7. I saw first-hand the possibility that peace can exist (and has and does exist) between Israelis and Palestinians as Ramon and I celebrated Christmas in Bethlehem alongside Israelis, Palestinians, Germans, Africans and so many others from around the world, who celebrated together in an atmosphere of love and hope.

6. I gained confidence and strength as I journeyed through various parts of the Middle East alone.

5. I learned Arabic (though I must admit 10 years later, it is quite rusty and lost in the depths of my brain waiting to be recovered from years of storage).

4. I am now able to share my experience with others and breakdown many stereotypes and misconceptions that exist about the Middle East and Islam.

3. I decided that my life should be lived as a peacemaker.

2. I met amazing people who taught me a variety of wonderful things about life and gained a few lifelong friends.

1. And, of course, I met and fell in love with Ramon, who ended up being my partner in life, love, work, art and so much more. I feel so blessed to spend each day working together to grow our non-profit, to teach the arts to children, to push our creative abilities through filmmaking, to (now) be starting a family together, and to have his support and love in all that I do and to return that support and love. Being together makes each of us better.

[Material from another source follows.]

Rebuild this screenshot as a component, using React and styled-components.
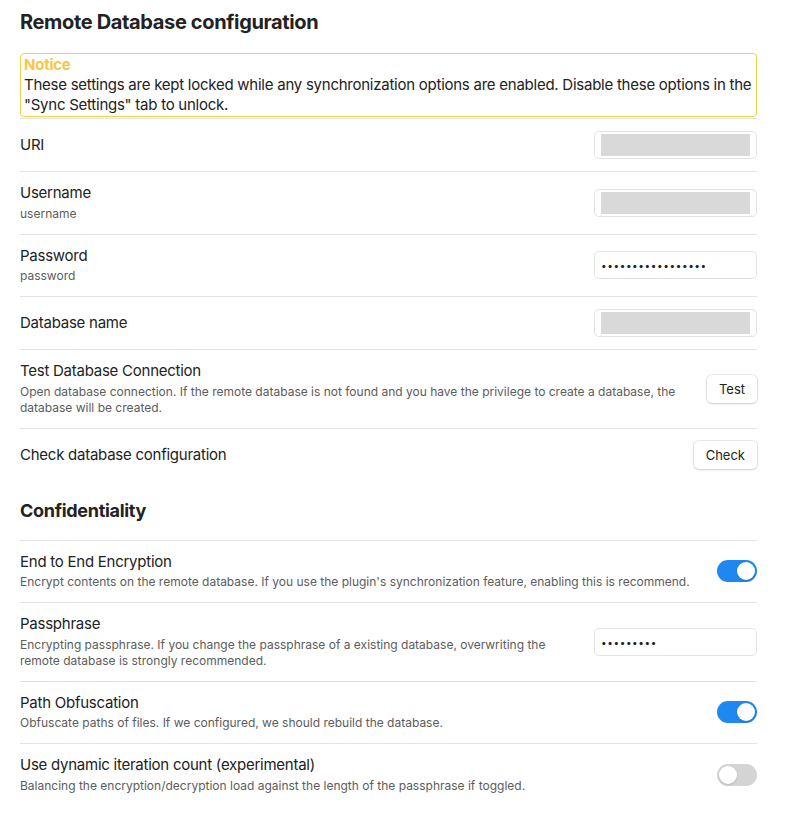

I’m sure, there are many other ways that my trip to Egypt changed my life, but these 10 are stick out, and I am certain that when I went to Egypt, I never imagined that all of this would be the result, but I am definitely grateful that it was.

*
Though it is 2009, this year for me is the year of “Ten’s” or at least a year when grouping things in Ten or thinking about things in groups of Ten has been (and continues to be dominant):
  • Ramon, my wonderful life partner, and I will be celebrating 10 years together in December, at which point we should have just celebrated the birth of our first child (expected to arrive around Nov. 5)
  • My documentary, “Ten,” which has been swirling around in my brain for almost two years, is finally really taking shape and I am applying for development funding for the project; the application is due on the 1st day of the 10th month
  • I recently did a writing/visualization project a friend sent me that involved selecting 10 things I wanted (and there are many more examples of Ten's in my life.
With all these Ten’s swirling around and my recent awareness that my blog upkeep since my run has been less than stellar, I’ve decided to set a goal of keeping my blog simple and trying to post every 10 days with, at the very least, a list of 10 – not like David Letterman’s (I’m not that funny), but a 10 list that is relevant and important to my life. The Egyptian 10 is the first of many to come.